A Recuperação da Moeda
O comportamento atual do câmbio pode ser interpretado como um “sequestro” da moeda, em que agentes especulativos exercem forte influência sobre a dinâmica do mercado. Contudo, parece que os sequestradores da moeda não pretendem eliminá-la, mas usá-la como instrumento de barganha para negociar interesses. Como em qualquer negociação envolvendo reféns, o desfecho provavelmente foi definido nos bastidores. A recente queda do dólar, provocada por intervenções pontuais do Banco Central, como leilões no mercado de câmbio, sugere que algum tipo de acordo foi alcançado, ainda que sem alarde.
Além disso, é essencial que o governo concentre seus esforços na redução da percepção de risco político, demonstrando ao mercado que a estabilidade institucional e a previsibilidade econômica são prioridades. Isso exige uma comunicação clara e coordenada sobre as políticas fiscais e sociais, evitando surpresas que possam alimentar a especulação.
Neste momento, é imperativo evitar torcidas pelo caos. Movimentos especulativos, por mais adversos que pareçam, tendem a se dissolver quando fundamentos sólidos são mantidos. O desafio do governo e das autoridades monetárias é manter o foco na construção de um ambiente econômico estável e previsível, sem ceder às pressões que possam levar a erros estratégicos de longo prazo.

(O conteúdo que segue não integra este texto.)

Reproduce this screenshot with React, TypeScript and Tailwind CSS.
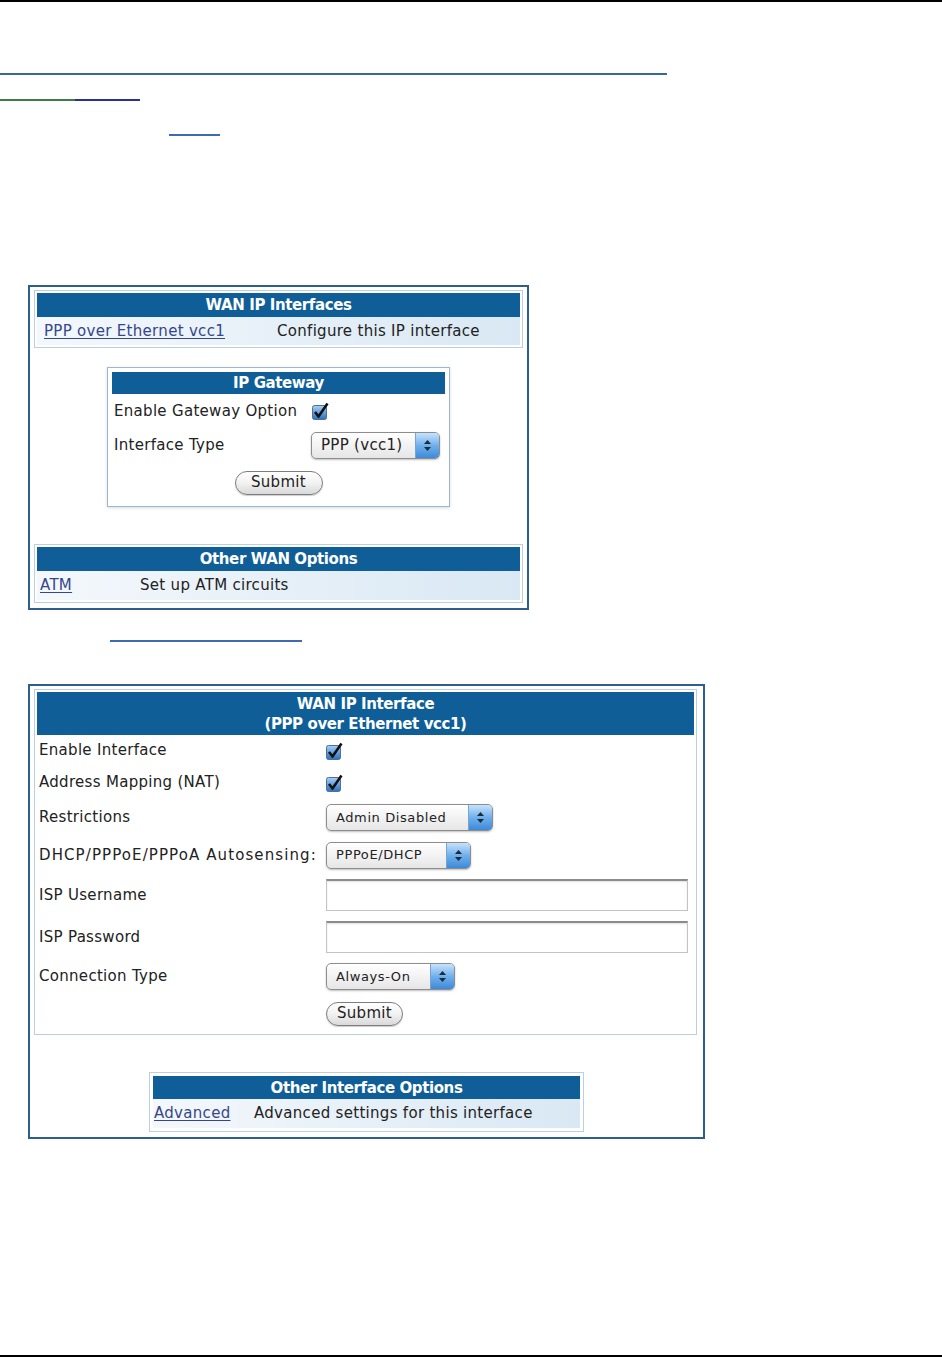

Como afirmou Celso Furtado: “A construção de um projeto nacional exige perseverança e visão de longo prazo”. O “sequestro da moeda” representa um teste de maturidade para o Brasil. Cabe ao governo e ao Banco Central adotar uma abordagem paciente e técnica, garantindo que o resgate do real seja feito sem danos colaterais à economia.
FRANCISCO VIANA CRUZ
É mestre em Desenvolvimento Regional, doutor em Economia e professor do IFTO.